OREANDA-NEWS. Fitch Ratings has published United Bank for Africa Cameroon's (UBA Cameroon) Long-term Issuer Default Rating (IDR) of 'B-'. The Outlook is Stable. A full list of rating actions is at the end of this rating action commentary.

UBA Cameroon is a banking subsidiary of the Nigeria-based United Bank for Africa Plc (UBA, B+/Negative/b).

KEY RATING DRIVERS
IDR, VR, SUPPORT RATING
UBA Cameroon's Long-Term IDR and Stable Outlook reflect the bank's standalone strength as defined by its Viability Rating (VR) and is also underpinned by Fitch's view of potential support from its Nigerian parent, UBA.

UBA Cameroon's VR is constrained by its relatively weak operating environment (Cameroon; B/Stable). It also takes into account its limited franchise (less than 5% loans market shares at end-2014), its vulnerable asset quality and limited capital buffer, as well as its strong profitability and adequate funding and liquidity.

UBA Cameroon's impaired loans ratio (2.6% at end-2014) compares well with sub-Saharan peers but the reserve coverage of 30% ratio is low. The bank is exposed to event risk due to very high single obligor loan concentration, despite some of them being 0% risk-weighted. A significant portion of the bank's loan book is to the oil (around 30% of the loan book at end-1H15) and retail (around 35%) sectors, which Fitch considers higher risk exposures.

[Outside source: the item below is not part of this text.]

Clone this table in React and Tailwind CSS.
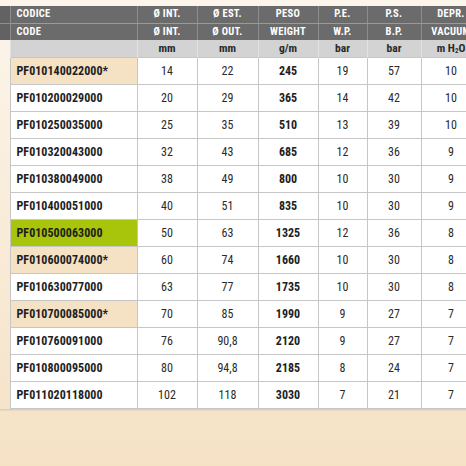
const rows = [
    {code: "PF010140022000*", int: "14", est: "22", peso: "245", pe: "19", ps: "57", depr: "10", tone: "tan"},
    {code: "PF010200029000", int: "20", est: "29", peso: "365", pe: "14", ps: "42", depr: "10"},
    {code: "PF010250035000", int: "25", est: "35", peso: "510", pe: "13", ps: "39", depr: "10"},
    {code: "PF010320043000", int: "32", est: "43", peso: "685", pe: "12", ps: "36", depr: "9"},
    {code: "PF010380049000", int: "38", est: "49", peso: "800", pe: "10", ps: "30", depr: "9"},
    {code: "PF010400051000", int: "40", est: "51", peso: "835", pe: "10", ps: "30", depr: "9"},
    {code: "PF010500063000", int: "50", est: "63", peso: "1325", pe: "12", ps: "36", depr: "8", tone: "lime"},
    {code: "PF010600074000*", int: "60", est: "74", peso: "1660", pe: "10", ps: "30", depr: "8", tone: "tan"},
    {code: "PF010630077000", int: "63", est: "77", peso: "1735", pe: "10", ps: "30", depr: "8"},
    {code: "PF010700085000*", int: "70", est: "85", peso: "1990", pe: "9", ps: "27", depr: "7", tone: "tan"},
    {code: "PF010760091000", int: "76", est: "90,8", peso: "2120", pe: "9", ps: "27", depr: "7"},
    {code: "PF010800095000", int: "80", est: "94,8", peso: "2185", pe: "8", ps: "24", depr: "7"},
    {code: "PF011020118000", int: "102", est: "118", peso: "3030", pe: "7", ps: "21", depr: "7"},
];

const headIt = ["CODICE", "Ø INT.", "Ø EST.", "PESO", "P.E.", "P.S.", "DEPR."];
const headEn = ["CODE", "Ø INT.", "Ø OUT.", "WEIGHT", "W.P.", "B.P.", "VACUUM"];

const codeBg = {
    tan: "bg-[#f5e1c4]",
    lime: "bg-[#a8c40b]",
};

function HeadRow({labels, last}) {
    return (
        <tr className="h-[17px]">
            <td className={"bg-[#626262] p-0 " + (last ? "" : "border-b border-b-[#8f8f8f]")} />
            {labels.map((label, i) => (
                <td
                    key={i}
                    className={
                        "bg-[#6b6b6b] text-white font-bold text-[10.5px] leading-none p-0 border-x border-[#8c8c8c] tracking-[0.3px] whitespace-nowrap " +
                        (i === 0 ? "text-left pl-[6px] " : "text-center ") +
                        (last ? "" : "border-b border-b-[#9a9a9a]")
                    }>
                    {label}
                </td>
            ))}
        </tr>
    );
}

export default function App() {
    return (
        <div className="w-[466px] h-[466px] overflow-hidden bg-gradient-to-b from-[#fcf5ec] to-[#f5e2c5] pt-[6px] font-['Roboto',sans-serif] font-stretch-condensed">
            <table className="table-fixed border-collapse w-[481px] shadow-[0_1px_2px_rgba(0,0,0,0.15)]">
                <colgroup>
                    <col className="w-[10px]" />
                    <col className="w-[127px]" />
                    <col className="w-[60px]" />
                    <col className="w-[61px]" />
                    <col className="w-[60px]" />
                    <col className="w-[49px]" />
                    <col className="w-[54px]" />
                    <col className="w-[60px]" />
                </colgroup>
                <tbody>
                    <HeadRow labels={headIt} />
                    <HeadRow labels={headEn} last />
                    <tr className="h-[17px]">
                        <td className="p-0" />
                        {["", "mm", "mm", "g/m", "bar", "bar"].map((u, i) => (
                            <td key={i} className="bg-[#d3d3d3] text-[#2a2a2a] font-bold text-[11.5px] leading-none text-center p-0 border-x border-[#e2e2e2]">
                                {u}
                            </td>
                        ))}
                        <td className="bg-[#d3d3d3] text-[#2a2a2a] font-bold text-[11.5px] leading-none text-center p-0 border-x border-[#e2e2e2] whitespace-nowrap">
                            m H<sub className="text-[7px]">2</sub>O
                        </td>
                    </tr>
                    {rows.map((r) => (
                        <tr key={r.code} className="h-[27px]">
                            <td className="p-0" />
                            <td className={"border border-[#c6c6c6] pl-[6px] p-0 text-left font-bold text-[12px] text-[#1e1e1e] tracking-[0.05px] " + (codeBg[r.tone] || "bg-white")}>
                                {r.code}
                            </td>
                            <td className="border border-[#c6c6c6] bg-white p-0 text-center text-[12px] text-[#2a2a2a]">{r.int}</td>
                            <td className="border border-[#c6c6c6] bg-white p-0 text-center text-[12px] text-[#2a2a2a]">{r.est}</td>
                            <td className="border border-[#c6c6c6] bg-white p-0 text-center font-bold text-[12px] text-[#1e1e1e]">{r.peso}</td>
                            <td className="border border-[#c6c6c6] bg-white p-0 text-center text-[12px] text-[#2a2a2a]">{r.pe}</td>
                            <td className="border border-[#c6c6c6] bg-white p-0 text-center text-[12px] text-[#2a2a2a]">{r.ps}</td>
                            <td className="border border-[#c6c6c6] bg-white p-0 text-center text-[12px] text-[#2a2a2a]">{r.depr}</td>
                        </tr>
                    ))}
                </tbody>
            </table>
        </div>
    );
}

We consider UBA Cameroon's Basel I Tier 1 capital ratio (13.8% at end-1H15) weak, given that it reports its regulatory capital ratios by applying a 0% risk weight on government-related exposures, which positively impacts its capital ratios. Fitch views UBA Cameroon's tangible common equity to tangible assets (9.5% at end-1H15) as low considering the bank's risk profile with large loan concentration, significant exposure to higher risk sectors and to low or non-rated sovereigns.

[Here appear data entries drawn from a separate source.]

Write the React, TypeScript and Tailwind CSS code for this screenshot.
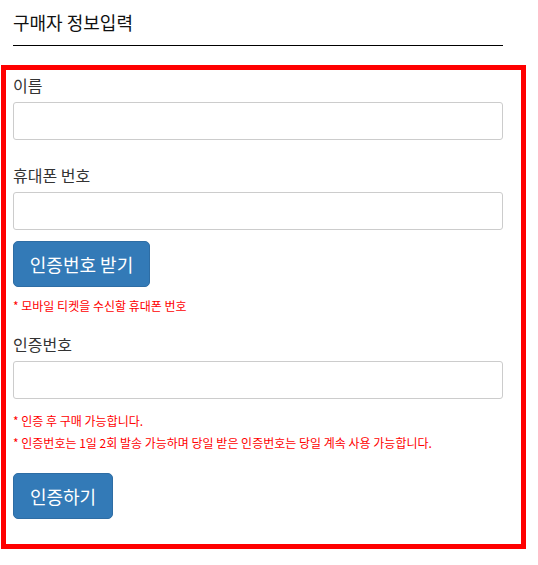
import React from 'react';

const font = { fontFamily: '"Noto Sans CJK KR", "Noto Sans", sans-serif' };

function Field({ label }: { label: string }) {
  return (
    <div className="flex flex-col">
      <label className="text-[16px] leading-[22px] text-[#333]">{label}</label>
      <input type="text" className="mt-[6px] h-[38px] w-[490px] rounded-[3px] border border-[#ccc] bg-white px-3 outline-none" />
    </div>
  );
}

export default function App() {
  return (
    <div className="min-h-screen bg-white" style={font}>
      <div className="pl-[13px] pt-[9px]">
        <h2 className="text-[18px] leading-[26px] text-[#111]">구매자 정보입력</h2>
        <div className="mt-[10px] h-px w-[490px] bg-black" />
      </div>

      <div className="ml-[1px] mt-[19px] w-[525px] border-[5px] border-[#ff0000] pb-[25px] pl-[7px] pt-[4px]">
        <Field label="이름" />

        <div className="mt-[24px]">
          <Field label="휴대폰 번호" />
        </div>

        <button className="mt-[11px] flex h-[46px] w-[137px] items-center justify-center rounded-[5px] border border-[#2e6da4] bg-[#337ab7] text-[18px] text-white">
          인증번호 받기
        </button>
        <p className="mt-[10px] text-[12px] leading-[18px] text-[#ff0000]">* 모바일 티켓을 수신할 휴대폰 번호</p>

        <div className="mt-[18px]">
          <Field label="인증번호" />
        </div>

        <p className="mt-[13px] text-[12px] leading-[18px] text-[#ff0000]">* 인증 후 구매 가능합니다.</p>
        <p className="mt-[4px] text-[12px] leading-[18px] text-[#ff0000]">
          * 인증번호는 1일 2회 발송 가능하며 당일 받은 인증번호는 당일 계속 사용 가능합니다.
        </p>

        <button className="mt-[21px] flex h-[46px] w-[100px] items-center justify-center rounded-[5px] border border-[#2e6da4] bg-[#337ab7] text-[18px] text-white">
          인증하기
        </button>
      </div>
    </div>
  );
}
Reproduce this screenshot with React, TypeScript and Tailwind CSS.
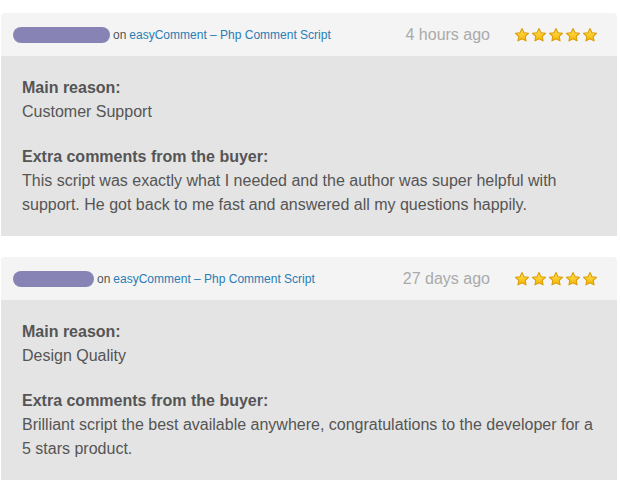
import React from "react";

type Review = {
  nameWidth: string;
  ago: string;
  reason: string;
  comment: string;
};

const reviews: Review[] = [
  {
    nameWidth: "w-[97px]",
    ago: "4 hours ago",
    reason: "Customer Support",
    comment:
      "This script was exactly what I needed and the author was super helpful with support. He got back to me fast and answered all my questions happily.",
  },
  {
    nameWidth: "w-[81px]",
    ago: "27 days ago",
    reason: "Design Quality",
    comment:
      "Brilliant script the best available anywhere, congratulations to the developer for a 5 stars product.",
  },
];

function Star() {
  return (
    <svg width="14" height="14" viewBox="1 1 22 22">
      <defs>
        <linearGradient id="starFill" x1="0" y1="0" x2="0" y2="1">
          <stop offset="0" stopColor="#ffe45c" />
          <stop offset="1" stopColor="#f7b500" />
        </linearGradient>
      </defs>
      <path
        d="M12 1.8l3.1 6.6 7.1.9-5.2 4.9 1.4 7.1L12 17.8l-6.4 3.5 1.4-7.1-5.2-4.9 7.1-.9z"
        fill="url(#starFill)"
        stroke="#d99a00"
        strokeWidth="1.6"
        strokeLinejoin="round"
      />
    </svg>
  );
}

function ReviewCard({ review }: { review: Review }) {
  return (
    <div className="w-[616px]">
      {/* header: buyer, item, time, rating */}
      <div className="flex h-[43px] items-center rounded-t-[4px] bg-[#f4f4f4] pl-[12px] pr-[20px]">
        <span className={`h-[16px] rounded-full bg-[#8784b5] ${review.nameWidth}`} />
        <span className="ml-[3px] text-[12px] text-[#555]">on </span>
        <span className="ml-[3px] text-[12px] text-[#2a7db5]">
          easyComment – Php Comment Script
        </span>
        <span className="ml-auto text-[16px] text-[#aaa]">{review.ago}</span>
        <div className="ml-[25px] flex gap-[3px]">
          {[0, 1, 2, 3, 4].map((i) => (
            <Star key={i} />
          ))}
        </div>
      </div>
      {/* body */}
      <div className="bg-[#e4e4e4] pb-[19px] pl-[21px] pr-[20px] pt-[20px] text-[16px] leading-[24px] text-[#555]">
        <p className="font-bold">Main reason:</p>
        <p>{review.reason}</p>
        <p className="mt-[21px] font-bold">Extra comments from the buyer:</p>
        <p>{review.comment}</p>
      </div>
    </div>
  );
}

export default function App() {
  return (
    <div
      className="flex min-h-[488px] flex-col gap-[21px] bg-white pl-[1px] pt-[13px]"
      style={{ fontFamily: '"Liberation Sans", Arial, sans-serif' }}
    >
      {reviews.map((r, i) => (
        <ReviewCard key={i} review={r} />
      ))}
    </div>
  );
}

Profitability is strong, although Fitch expects historically aggressive loan growth and expansion of the retail segment to weigh on profitability in the near term.

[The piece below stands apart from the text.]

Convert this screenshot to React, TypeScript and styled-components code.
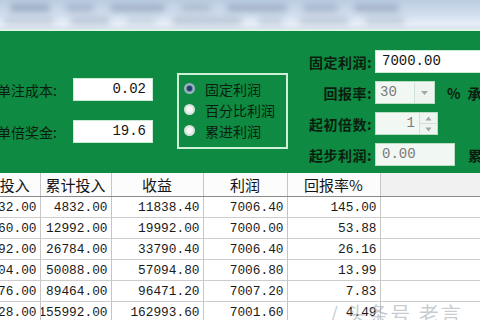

Funding volatility stemming from corporate deposits is offset by solid liquidity and ordinary support from UBA.

The implicit support level of 'b-' and Support Rating (SR) of '5' are derived from UBA's VR of 'b' as an anchor rating, indicating that support is likely to come from the parent's resources rather than indirectly from the Nigerian sovereign. Nigerian sovereign support, which drives UBA's IDR of B+, is unlikely, in Fitch's view, to extend to overseas subsidiaries. Fitch does not consider UBA Cameroon to be a core subsidiary given its limited role and overall contribution to UBA (less than 3% of income and assets). However, it is still viewed by the group as an important hub in prospective CEMAC region targeting local major corporates and serving local operations of UBA Nigeria's core clients. In addition, given UBA Cameroon's small size, the potential cost of support should not be too onerous for the parent, while failing to support it could cause reputational damage for the group.

RATING SENSITIVITIES
IDR, VR, SR
An upgrade of UBA Cameroon's Long-Term IDR would be driven by a stronger company profile, a sustained improvement in asset quality metrics and reduced concentration in both its loan book and depositor base. Its IDR could also be upgraded if synergies increased or it assumed a greater role in the UBA group, or if UBA's VR was upgraded.

A downgrade of UBA Cameroon's IDR would require a simultaneous downgrade of the bank's VR and reduced probability of support from UBA, which Fitch views as very unlikely.

UBA Cameroon's SR is sensitive to any change in assumptions around the propensity or ability of UBA to provide timely support to the bank. The SR could be upgraded following an upgrade of UBA's VR to 'b+' or following increased synergies and a greater role of the subsidiary within the UBA group.